Walker received an M.S. in Computer Science from Stanford University in 1987, and a Ph.D. in Computer and Information Science and an M.A in linguistics from the University of Pennsylvania in 1993. [2] Walker was awarded a Royal Society Wolfson Research Fellowship at the University of Sheffield from 2003 to 2009. She was inducted as a Fellow of the Association for Computational Linguistics (ACL) [3] in December 2016 for "fundamental contributions to statistical methods for dialog optimization, to centering theory, and to expressive generation for dialog". She served as the general chair of the 2018 North American Association for Computational Linguistics (NAACL-2018) conference.
Walker pioneered the use of statistical methods for dialog optimization at AT&T Bell Labs Research where she conducted some of the first experiments on reinforcement learning for optimizing dialogue systems. [4] Her research on Centering Theory is taught in standard textbooks on NLP. She also pioneered the use of statistical NLP methods for Natural Language Generation with the development of the first statistical sentence planner for dialogue systems in 2001. [5] She is well known for her work with François Mairesse on recognizing Big Five personality from text as well as using statistical methods for stylistic Natural Language Generation to express a particular Big Five personality type. [6] [7] An extension of this work learns how to manifest the linguistic style of a particular character in a film. [8]

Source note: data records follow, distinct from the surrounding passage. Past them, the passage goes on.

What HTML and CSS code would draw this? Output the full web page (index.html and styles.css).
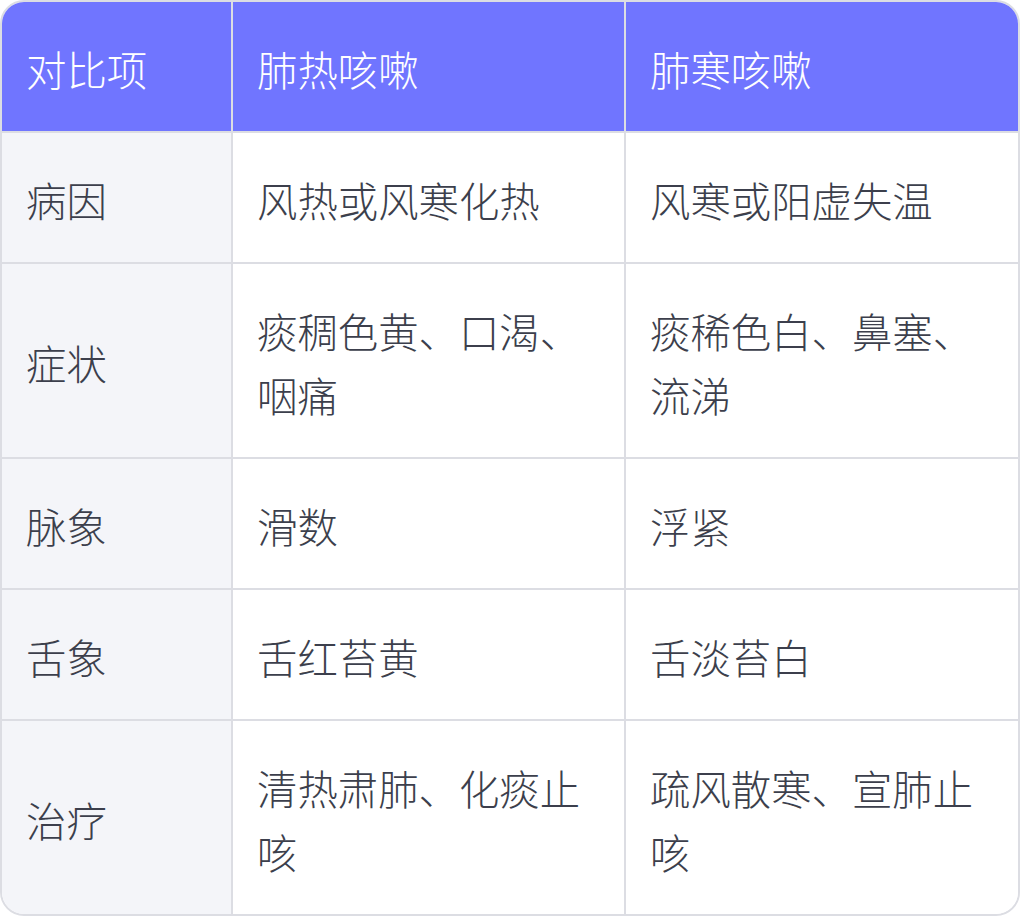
FILE: index.html
```html
<!DOCTYPE html>
<html lang="zh-CN">
<head>
<meta charset="utf-8">
<title>肺热咳嗽与肺寒咳嗽对比</title>
<link rel="stylesheet" href="styles.css">
</head>
<body>
<div class="table-wrap">
  <table class="compare">
    <colgroup>
      <col class="col-item">
      <col class="col-a">
      <col class="col-b">
    </colgroup>
    <thead>
      <tr>
        <th>对比项</th>
        <th>肺热咳嗽</th>
        <th>肺寒咳嗽</th>
      </tr>
    </thead>
    <tbody>
      <tr>
        <td class="item">病因</td>
        <td>风热或风寒化热</td>
        <td>风寒或阳虚失温</td>
      </tr>
      <tr>
        <td class="item">症状</td>
        <td>痰稠色黄、口渴、咽痛</td>
        <td>痰稀色白、鼻塞、流涕</td>
      </tr>
      <tr>
        <td class="item">脉象</td>
        <td>滑数</td>
        <td>浮紧</td>
      </tr>
      <tr>
        <td class="item">舌象</td>
        <td>舌红苔黄</td>
        <td>舌淡苔白</td>
      </tr>
      <tr>
        <td class="item">治疗</td>
        <td>清热肃肺、化痰止咳</td>
        <td>疏风散寒、宣肺止咳</td>
      </tr>
    </tbody>
  </table>
</div>
</body>
</html>
```

FILE: styles.css
```css
* { box-sizing: border-box; }

html, body {
  margin: 0;
  padding: 0;
  background: #ffffff;
}

body {
  font-family: "Noto Sans CJK SC", "Noto Sans", sans-serif;
}

.table-wrap {
  width: 1020px;
  border: 2px solid #dcdde3;
  border-radius: 24px;
  overflow: hidden;
}

.compare {
  width: 100%;
  table-layout: fixed;
  border-collapse: separate;
  border-spacing: 0;
  font-size: 40.4px;
  line-height: 64px;
  color: #3c3f4c;
}

.col-item { width: 231px; }
.col-a { width: 393px; }

.compare th,
.compare td {
  padding: 35px 24px 30px 24px;
  text-align: left;
  vertical-align: middle;
  font-weight: 300;
  border-right: 2px solid #dcdde3;
  border-bottom: 2px solid #dcdde3;
}

.compare th:last-child,
.compare td:last-child {
  border-right: none;
}

.compare tbody tr:last-child td {
  border-bottom: none;
}

.compare th {
  background: #7075ff;
  color: #ffffff;
}

.compare td {
  background: #ffffff;
}

.compare td.item {
  background: #f4f5f9;
}
```
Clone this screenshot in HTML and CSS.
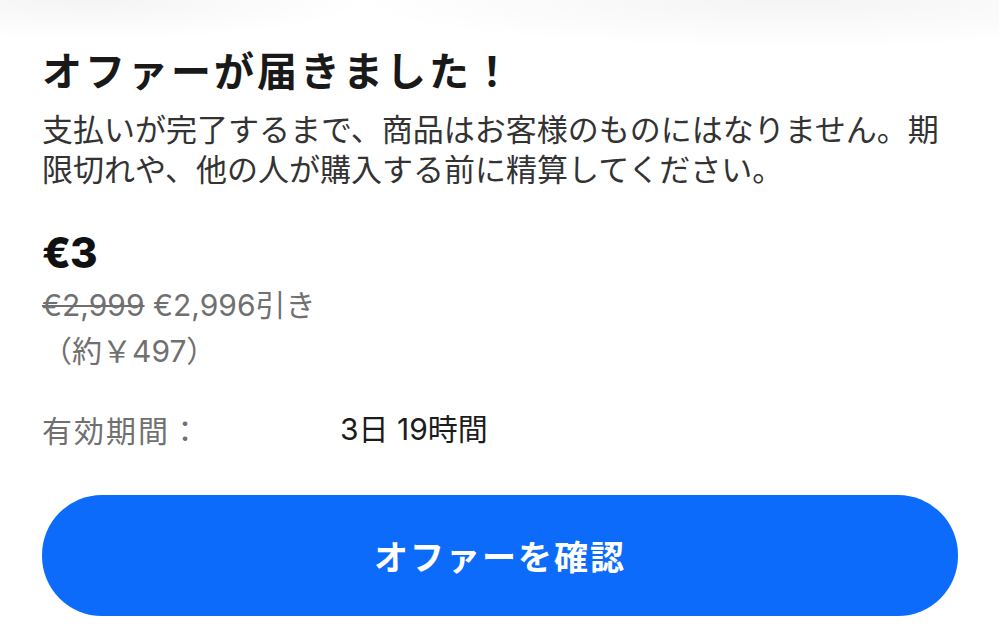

She has published over 300 papers and is the holder of 10 U.S. patents. Her work on the evaluation of dialogue systems conducted at AT&T Bell Labs Research (PARADISE: A framework for evaluating spoken dialogue agents [9] ) is a classic, has been cited more than 1100 times. At UCSC, her lab focuses on computational modeling of dialogue and user-generated content in social media such as weblogs, including spoken dialogue systems and interactive stories. She led the Athena team, which was selected as a contender in the Alexa Prize SocialBot Challenge for 5 challenges between 2018 and 2023. [10]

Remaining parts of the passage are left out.